God’s manna is all around us. We have food to eat… and more than we need, enough to share with our neighbors through the Center for Food Action donation basket in the hallway and in countless other ways. We have community… How many times have I seen folks make themselves vulnerable at our time of joys and concerns only to be approached after worship by so many others who had experienced the same thing? This kind of community is a gift, it’s something we need every day on our journey, and it’s bread from God. But you have to take it, you have to eat what’s being offered to you today, because it won’t last the night. There will be food for tomorrow tomorrow, but take and eat what you need today, now.
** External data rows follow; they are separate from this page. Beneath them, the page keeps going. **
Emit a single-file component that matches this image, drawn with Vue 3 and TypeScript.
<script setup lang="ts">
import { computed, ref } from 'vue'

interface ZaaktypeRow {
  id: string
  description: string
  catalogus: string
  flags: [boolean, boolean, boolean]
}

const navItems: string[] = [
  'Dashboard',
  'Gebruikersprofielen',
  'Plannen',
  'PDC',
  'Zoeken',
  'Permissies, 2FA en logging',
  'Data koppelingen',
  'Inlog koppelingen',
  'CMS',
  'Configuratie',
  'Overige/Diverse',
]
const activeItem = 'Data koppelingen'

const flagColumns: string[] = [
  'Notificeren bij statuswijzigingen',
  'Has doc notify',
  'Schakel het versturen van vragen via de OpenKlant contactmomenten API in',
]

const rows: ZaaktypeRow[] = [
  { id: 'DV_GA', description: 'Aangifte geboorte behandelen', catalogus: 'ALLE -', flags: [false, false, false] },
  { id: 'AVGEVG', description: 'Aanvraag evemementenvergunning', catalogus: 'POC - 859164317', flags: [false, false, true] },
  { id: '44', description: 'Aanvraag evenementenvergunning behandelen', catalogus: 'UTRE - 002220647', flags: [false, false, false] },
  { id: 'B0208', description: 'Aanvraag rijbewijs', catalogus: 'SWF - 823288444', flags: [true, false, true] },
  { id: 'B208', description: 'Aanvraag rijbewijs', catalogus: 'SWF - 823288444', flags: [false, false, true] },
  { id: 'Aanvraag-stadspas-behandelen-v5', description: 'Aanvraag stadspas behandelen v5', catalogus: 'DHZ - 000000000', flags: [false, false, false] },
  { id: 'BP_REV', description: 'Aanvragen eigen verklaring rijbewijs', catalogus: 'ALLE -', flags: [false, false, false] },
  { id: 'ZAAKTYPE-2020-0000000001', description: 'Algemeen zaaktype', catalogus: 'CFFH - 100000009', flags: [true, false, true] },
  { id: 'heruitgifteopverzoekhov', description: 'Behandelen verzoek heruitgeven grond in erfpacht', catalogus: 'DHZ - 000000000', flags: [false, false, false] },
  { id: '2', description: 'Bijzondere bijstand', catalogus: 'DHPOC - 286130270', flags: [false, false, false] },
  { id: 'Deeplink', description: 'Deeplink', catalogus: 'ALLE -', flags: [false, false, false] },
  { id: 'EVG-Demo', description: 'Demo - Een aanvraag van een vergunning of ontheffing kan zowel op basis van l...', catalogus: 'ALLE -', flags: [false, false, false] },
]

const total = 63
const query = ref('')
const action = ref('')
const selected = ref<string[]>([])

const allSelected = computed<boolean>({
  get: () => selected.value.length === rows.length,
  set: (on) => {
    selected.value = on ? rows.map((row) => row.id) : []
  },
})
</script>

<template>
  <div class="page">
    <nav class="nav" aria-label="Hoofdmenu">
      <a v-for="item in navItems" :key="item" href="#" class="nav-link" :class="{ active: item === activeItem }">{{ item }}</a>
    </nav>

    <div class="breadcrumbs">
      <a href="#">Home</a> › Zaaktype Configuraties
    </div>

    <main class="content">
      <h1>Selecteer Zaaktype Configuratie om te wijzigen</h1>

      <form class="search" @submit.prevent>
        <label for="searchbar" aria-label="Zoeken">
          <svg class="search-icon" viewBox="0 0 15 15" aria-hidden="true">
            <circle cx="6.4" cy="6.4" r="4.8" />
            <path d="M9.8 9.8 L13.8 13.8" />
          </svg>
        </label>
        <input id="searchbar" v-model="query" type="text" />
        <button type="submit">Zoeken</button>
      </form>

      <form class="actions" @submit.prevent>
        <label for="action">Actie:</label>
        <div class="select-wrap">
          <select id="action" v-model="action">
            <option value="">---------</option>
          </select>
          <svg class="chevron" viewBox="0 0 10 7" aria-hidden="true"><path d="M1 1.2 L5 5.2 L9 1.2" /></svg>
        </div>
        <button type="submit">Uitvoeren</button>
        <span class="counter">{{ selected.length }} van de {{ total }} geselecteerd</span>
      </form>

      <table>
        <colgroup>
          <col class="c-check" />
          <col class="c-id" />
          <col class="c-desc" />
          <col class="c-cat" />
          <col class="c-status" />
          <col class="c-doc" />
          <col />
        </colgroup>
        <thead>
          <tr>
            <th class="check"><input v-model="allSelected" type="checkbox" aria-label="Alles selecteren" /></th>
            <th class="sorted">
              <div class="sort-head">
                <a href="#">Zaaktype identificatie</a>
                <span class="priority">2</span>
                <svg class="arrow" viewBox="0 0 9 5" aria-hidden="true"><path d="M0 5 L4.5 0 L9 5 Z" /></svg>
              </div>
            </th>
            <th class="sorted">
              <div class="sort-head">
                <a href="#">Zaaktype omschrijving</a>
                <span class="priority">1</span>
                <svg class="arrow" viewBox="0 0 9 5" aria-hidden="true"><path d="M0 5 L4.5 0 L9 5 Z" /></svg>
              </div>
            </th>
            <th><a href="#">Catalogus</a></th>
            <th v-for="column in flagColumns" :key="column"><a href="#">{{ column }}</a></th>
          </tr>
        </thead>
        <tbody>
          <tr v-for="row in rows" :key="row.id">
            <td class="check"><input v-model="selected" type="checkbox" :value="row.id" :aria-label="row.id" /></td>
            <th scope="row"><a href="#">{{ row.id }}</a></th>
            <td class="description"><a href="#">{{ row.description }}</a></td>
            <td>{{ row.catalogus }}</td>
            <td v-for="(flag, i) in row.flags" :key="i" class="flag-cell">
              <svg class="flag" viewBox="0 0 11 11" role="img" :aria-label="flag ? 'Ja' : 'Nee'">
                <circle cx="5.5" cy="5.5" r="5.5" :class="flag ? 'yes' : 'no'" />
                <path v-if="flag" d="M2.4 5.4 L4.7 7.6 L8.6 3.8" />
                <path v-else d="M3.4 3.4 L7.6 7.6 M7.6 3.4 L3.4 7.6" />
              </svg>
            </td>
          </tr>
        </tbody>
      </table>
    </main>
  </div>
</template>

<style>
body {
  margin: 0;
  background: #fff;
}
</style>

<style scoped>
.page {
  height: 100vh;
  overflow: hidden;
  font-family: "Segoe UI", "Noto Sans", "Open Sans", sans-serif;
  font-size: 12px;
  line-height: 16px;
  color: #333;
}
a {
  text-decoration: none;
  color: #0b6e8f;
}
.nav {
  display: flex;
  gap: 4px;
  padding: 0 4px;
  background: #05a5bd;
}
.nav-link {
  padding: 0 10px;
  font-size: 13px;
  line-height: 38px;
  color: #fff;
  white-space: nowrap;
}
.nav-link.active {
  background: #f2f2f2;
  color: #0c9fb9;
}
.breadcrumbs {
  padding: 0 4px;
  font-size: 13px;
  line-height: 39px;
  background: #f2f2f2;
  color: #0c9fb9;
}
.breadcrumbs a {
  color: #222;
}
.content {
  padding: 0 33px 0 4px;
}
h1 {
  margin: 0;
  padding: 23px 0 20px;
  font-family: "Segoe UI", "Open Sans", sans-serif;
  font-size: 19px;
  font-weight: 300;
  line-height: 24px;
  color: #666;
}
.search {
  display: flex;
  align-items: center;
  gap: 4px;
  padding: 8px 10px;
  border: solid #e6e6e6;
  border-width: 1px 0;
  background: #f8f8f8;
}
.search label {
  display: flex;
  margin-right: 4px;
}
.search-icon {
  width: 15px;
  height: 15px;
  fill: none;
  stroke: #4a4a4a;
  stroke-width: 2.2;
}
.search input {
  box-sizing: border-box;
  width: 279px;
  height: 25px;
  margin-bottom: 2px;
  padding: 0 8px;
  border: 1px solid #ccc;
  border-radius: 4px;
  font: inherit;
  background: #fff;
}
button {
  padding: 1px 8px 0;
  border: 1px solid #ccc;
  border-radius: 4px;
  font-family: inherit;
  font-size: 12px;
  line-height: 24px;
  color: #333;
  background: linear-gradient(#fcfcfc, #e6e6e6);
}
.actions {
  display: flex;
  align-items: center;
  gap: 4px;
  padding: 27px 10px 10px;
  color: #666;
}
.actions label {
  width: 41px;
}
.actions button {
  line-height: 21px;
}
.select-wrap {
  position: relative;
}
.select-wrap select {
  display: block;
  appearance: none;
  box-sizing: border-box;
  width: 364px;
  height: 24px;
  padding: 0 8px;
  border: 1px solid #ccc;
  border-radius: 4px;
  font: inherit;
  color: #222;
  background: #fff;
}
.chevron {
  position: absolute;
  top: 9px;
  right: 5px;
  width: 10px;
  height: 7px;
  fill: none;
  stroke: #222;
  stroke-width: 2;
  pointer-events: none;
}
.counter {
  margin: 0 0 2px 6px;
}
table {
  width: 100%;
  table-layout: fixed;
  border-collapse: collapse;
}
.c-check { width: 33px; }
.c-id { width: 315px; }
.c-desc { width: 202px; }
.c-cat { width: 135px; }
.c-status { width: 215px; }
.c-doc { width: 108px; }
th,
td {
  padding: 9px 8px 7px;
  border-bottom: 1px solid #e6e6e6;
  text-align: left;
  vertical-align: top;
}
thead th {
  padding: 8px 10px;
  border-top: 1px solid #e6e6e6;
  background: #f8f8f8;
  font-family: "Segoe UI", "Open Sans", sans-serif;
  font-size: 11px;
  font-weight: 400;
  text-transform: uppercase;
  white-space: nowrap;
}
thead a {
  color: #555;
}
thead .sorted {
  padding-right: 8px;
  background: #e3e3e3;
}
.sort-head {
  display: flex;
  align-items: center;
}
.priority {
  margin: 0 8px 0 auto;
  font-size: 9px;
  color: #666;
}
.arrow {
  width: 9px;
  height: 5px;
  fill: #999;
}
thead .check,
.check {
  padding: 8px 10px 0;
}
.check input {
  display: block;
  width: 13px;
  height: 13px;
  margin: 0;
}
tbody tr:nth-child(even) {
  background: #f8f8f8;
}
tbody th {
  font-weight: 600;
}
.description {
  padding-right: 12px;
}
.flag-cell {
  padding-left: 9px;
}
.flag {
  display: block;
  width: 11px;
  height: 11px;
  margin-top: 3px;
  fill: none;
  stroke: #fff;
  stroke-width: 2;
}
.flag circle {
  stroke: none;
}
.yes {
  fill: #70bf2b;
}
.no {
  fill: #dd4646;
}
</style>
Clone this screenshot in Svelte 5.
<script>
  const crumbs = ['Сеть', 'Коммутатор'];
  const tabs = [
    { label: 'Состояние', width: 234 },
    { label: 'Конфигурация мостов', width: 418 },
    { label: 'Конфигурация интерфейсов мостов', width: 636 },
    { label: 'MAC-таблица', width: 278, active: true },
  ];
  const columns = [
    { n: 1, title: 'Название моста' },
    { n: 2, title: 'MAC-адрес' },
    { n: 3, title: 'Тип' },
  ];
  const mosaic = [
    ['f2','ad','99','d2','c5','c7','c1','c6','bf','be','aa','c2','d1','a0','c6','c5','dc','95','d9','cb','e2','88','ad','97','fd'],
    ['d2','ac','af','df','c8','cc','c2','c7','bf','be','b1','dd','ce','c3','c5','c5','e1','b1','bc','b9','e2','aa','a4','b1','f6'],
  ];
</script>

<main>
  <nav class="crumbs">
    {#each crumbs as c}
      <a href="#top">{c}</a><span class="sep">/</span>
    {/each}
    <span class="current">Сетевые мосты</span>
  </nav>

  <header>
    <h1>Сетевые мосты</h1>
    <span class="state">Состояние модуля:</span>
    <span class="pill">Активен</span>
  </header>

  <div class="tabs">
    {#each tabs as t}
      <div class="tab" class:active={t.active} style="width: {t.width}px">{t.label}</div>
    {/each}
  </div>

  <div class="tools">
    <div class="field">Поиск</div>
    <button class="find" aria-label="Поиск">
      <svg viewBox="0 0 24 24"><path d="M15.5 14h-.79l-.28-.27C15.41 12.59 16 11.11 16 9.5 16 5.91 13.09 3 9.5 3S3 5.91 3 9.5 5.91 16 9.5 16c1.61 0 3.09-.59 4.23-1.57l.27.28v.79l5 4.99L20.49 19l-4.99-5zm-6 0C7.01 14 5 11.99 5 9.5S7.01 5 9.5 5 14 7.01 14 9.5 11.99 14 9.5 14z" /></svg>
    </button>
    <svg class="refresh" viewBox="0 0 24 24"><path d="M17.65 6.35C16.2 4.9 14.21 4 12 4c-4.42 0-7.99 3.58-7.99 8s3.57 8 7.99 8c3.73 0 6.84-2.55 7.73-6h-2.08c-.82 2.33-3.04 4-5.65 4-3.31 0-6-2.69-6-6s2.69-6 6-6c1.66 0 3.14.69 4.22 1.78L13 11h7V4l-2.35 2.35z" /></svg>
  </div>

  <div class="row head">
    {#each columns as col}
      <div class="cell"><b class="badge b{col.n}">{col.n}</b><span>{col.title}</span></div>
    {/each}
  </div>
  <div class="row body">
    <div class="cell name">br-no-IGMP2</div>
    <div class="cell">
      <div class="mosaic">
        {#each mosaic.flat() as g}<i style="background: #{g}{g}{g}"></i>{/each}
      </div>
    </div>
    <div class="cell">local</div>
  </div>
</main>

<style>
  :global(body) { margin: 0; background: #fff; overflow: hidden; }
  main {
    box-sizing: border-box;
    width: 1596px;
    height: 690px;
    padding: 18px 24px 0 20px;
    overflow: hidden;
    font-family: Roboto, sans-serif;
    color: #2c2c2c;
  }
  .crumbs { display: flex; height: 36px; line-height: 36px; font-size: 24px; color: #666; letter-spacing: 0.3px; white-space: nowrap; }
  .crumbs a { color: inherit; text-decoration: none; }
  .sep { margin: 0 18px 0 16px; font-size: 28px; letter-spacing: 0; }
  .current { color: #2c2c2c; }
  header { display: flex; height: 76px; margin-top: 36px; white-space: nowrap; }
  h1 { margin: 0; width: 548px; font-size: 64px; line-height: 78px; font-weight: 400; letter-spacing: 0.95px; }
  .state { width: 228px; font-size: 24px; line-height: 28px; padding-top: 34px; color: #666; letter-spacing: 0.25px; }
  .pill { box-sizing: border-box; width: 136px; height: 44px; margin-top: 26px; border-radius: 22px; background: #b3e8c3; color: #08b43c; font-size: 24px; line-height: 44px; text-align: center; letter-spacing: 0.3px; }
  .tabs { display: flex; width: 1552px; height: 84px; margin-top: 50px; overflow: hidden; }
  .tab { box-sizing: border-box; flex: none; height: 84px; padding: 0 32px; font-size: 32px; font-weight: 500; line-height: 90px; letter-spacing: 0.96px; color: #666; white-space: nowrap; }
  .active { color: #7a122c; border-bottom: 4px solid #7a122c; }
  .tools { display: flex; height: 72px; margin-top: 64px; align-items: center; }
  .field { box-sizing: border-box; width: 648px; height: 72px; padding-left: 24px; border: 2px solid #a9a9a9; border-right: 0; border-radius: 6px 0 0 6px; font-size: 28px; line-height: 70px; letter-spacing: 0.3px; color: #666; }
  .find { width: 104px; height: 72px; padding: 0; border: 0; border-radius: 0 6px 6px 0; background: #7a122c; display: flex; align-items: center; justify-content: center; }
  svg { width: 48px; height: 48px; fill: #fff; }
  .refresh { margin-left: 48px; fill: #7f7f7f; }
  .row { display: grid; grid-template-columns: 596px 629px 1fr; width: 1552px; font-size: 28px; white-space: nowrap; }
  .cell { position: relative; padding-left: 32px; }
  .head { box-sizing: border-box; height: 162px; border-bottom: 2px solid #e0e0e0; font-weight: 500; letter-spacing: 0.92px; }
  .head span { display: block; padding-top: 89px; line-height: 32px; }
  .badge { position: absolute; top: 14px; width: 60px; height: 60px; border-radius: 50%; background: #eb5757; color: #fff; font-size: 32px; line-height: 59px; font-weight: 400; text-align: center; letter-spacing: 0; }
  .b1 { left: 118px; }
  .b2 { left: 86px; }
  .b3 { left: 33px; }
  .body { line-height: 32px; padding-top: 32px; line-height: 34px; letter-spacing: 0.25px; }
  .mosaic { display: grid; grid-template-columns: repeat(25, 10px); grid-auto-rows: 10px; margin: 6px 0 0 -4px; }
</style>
Reach out to receive the nourishment you need today.
And give thanks to God, who hears our complaints when we’re lost, when we’re not sure we can make it through the wilderness on our own. But give thanks, because the fact is that we’re not on our own. We gather together with the promised presence of Christ. We receive the bread of God’s word, and it’s enough to satisfy, enough to open our eyes to God’s unwavering devotion to a wandering, complaining people, enough for today, enough to strengthen us for the journey home. Amen.